* Entries provided:
-- Begin --

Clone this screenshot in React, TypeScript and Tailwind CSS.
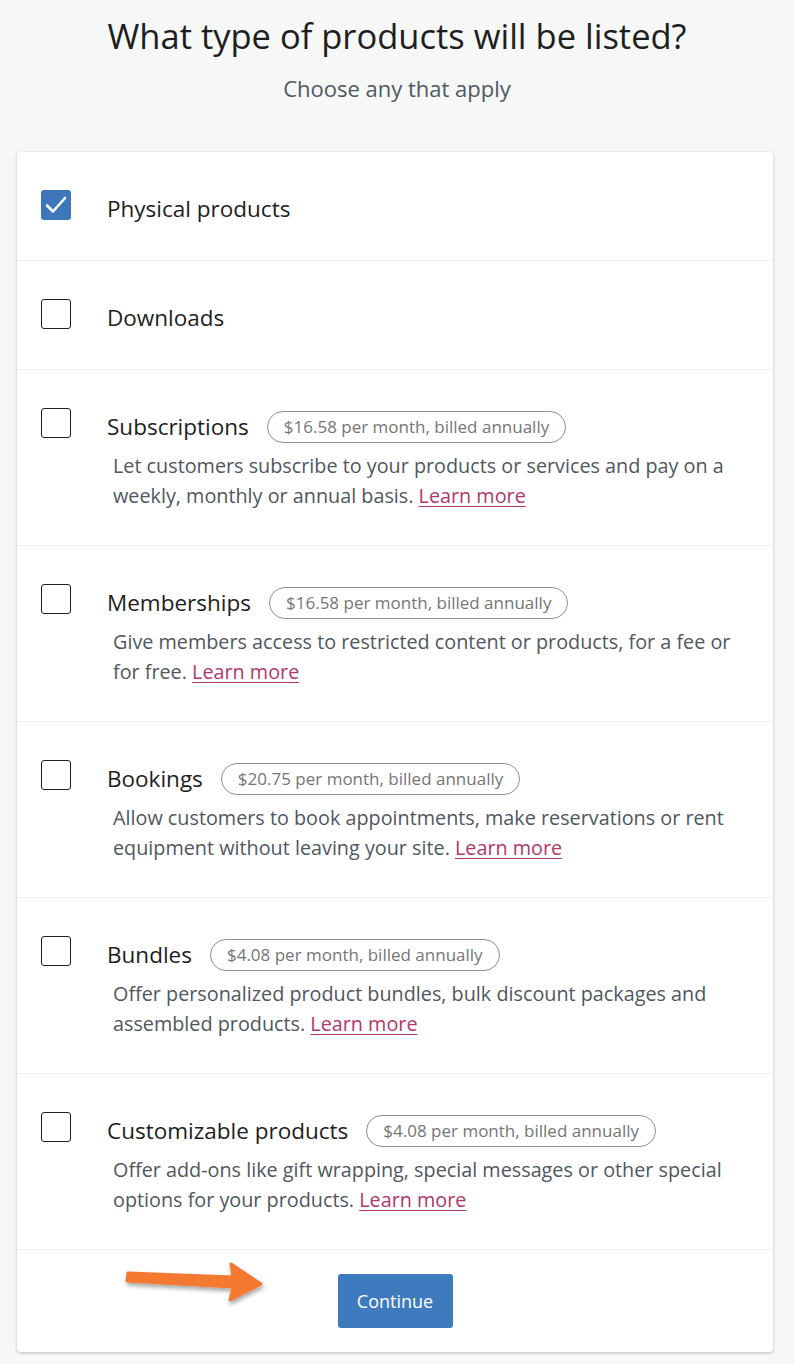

-- End --
-- Begin --

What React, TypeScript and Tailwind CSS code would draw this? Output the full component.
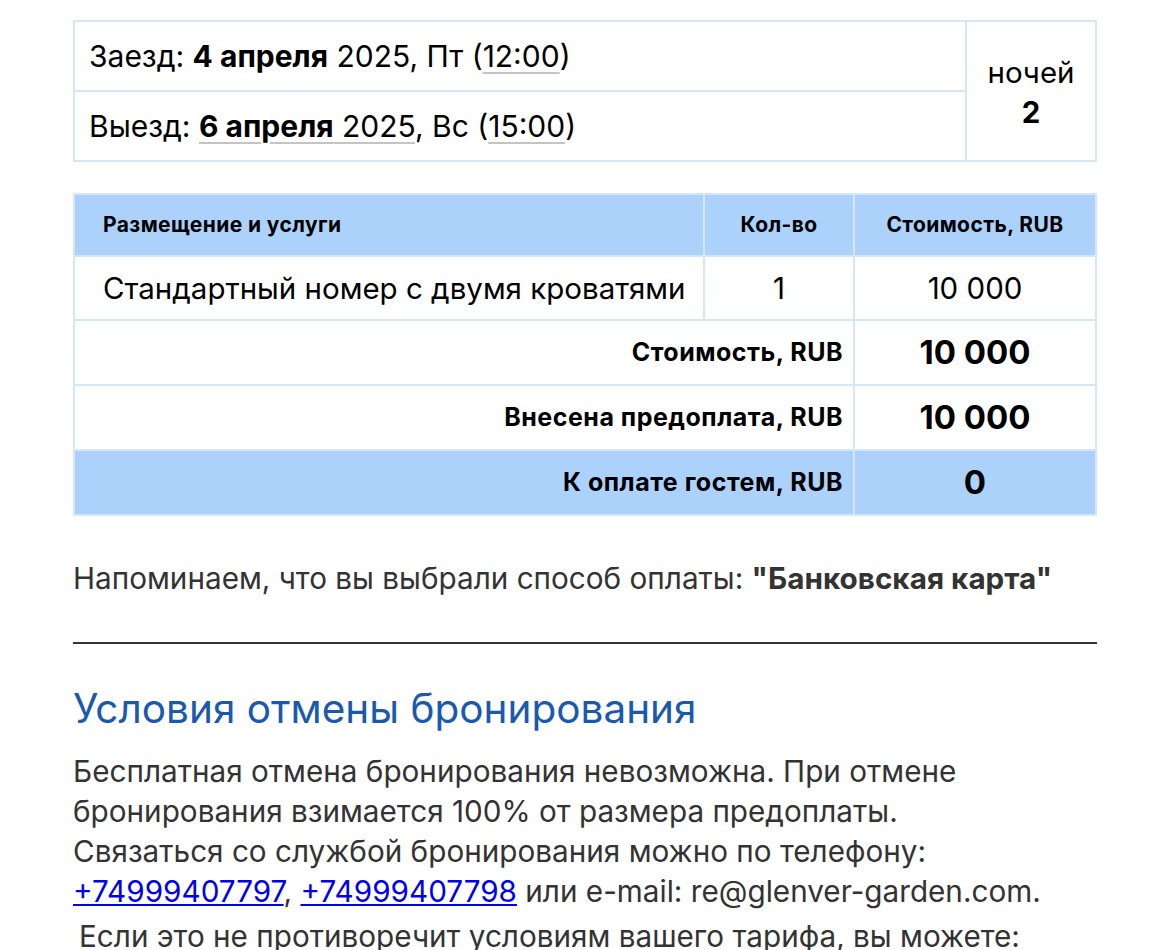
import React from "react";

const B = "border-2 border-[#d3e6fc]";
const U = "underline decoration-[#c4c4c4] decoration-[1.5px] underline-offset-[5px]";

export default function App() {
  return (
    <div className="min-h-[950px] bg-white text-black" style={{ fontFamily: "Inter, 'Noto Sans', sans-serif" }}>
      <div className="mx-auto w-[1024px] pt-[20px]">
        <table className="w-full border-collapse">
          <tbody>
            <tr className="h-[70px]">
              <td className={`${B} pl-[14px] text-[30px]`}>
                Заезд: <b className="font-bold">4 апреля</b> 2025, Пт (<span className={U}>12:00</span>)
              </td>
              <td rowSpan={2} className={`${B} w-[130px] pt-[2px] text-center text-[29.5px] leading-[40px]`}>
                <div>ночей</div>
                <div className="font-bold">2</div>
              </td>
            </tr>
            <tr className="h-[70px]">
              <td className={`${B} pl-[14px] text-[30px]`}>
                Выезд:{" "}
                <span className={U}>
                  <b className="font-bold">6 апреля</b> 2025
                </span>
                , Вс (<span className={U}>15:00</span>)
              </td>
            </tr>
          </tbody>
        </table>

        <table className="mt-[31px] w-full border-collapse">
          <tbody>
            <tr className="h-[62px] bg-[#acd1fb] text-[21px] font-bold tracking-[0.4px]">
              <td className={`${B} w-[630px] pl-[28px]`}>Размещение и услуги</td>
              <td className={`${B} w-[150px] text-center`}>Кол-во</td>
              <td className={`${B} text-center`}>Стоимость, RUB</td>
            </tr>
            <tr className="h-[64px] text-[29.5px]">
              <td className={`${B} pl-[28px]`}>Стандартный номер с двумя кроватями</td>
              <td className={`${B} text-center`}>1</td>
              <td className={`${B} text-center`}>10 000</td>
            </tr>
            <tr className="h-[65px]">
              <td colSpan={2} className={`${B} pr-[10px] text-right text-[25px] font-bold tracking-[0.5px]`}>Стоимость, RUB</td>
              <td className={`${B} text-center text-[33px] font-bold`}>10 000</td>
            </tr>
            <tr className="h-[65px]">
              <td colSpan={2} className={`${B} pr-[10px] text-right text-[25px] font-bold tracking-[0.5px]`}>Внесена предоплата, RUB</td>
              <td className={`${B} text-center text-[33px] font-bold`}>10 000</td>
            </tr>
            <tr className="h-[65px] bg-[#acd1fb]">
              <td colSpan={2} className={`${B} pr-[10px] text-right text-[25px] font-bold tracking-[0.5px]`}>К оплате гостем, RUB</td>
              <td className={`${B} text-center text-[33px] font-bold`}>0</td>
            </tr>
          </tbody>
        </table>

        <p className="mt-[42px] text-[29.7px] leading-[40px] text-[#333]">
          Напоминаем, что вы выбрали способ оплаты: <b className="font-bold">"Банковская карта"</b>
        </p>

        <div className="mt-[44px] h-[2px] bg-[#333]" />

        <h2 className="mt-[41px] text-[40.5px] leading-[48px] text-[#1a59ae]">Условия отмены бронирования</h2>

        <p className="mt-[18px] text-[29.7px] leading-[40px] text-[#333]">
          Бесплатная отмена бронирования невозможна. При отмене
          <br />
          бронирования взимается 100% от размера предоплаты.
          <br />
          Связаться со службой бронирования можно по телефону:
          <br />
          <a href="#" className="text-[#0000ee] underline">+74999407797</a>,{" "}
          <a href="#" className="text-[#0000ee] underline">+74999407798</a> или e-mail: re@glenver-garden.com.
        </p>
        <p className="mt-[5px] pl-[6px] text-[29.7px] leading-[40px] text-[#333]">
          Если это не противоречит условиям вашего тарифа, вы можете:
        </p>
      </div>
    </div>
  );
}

-- End --

Copy each line above where the string "React" occurs.

* Complete output:
Clone this screenshot in React, TypeScript and Tailwind CSS.
What React, TypeScript and Tailwind CSS code would draw this? Output the full component.
import React from "react";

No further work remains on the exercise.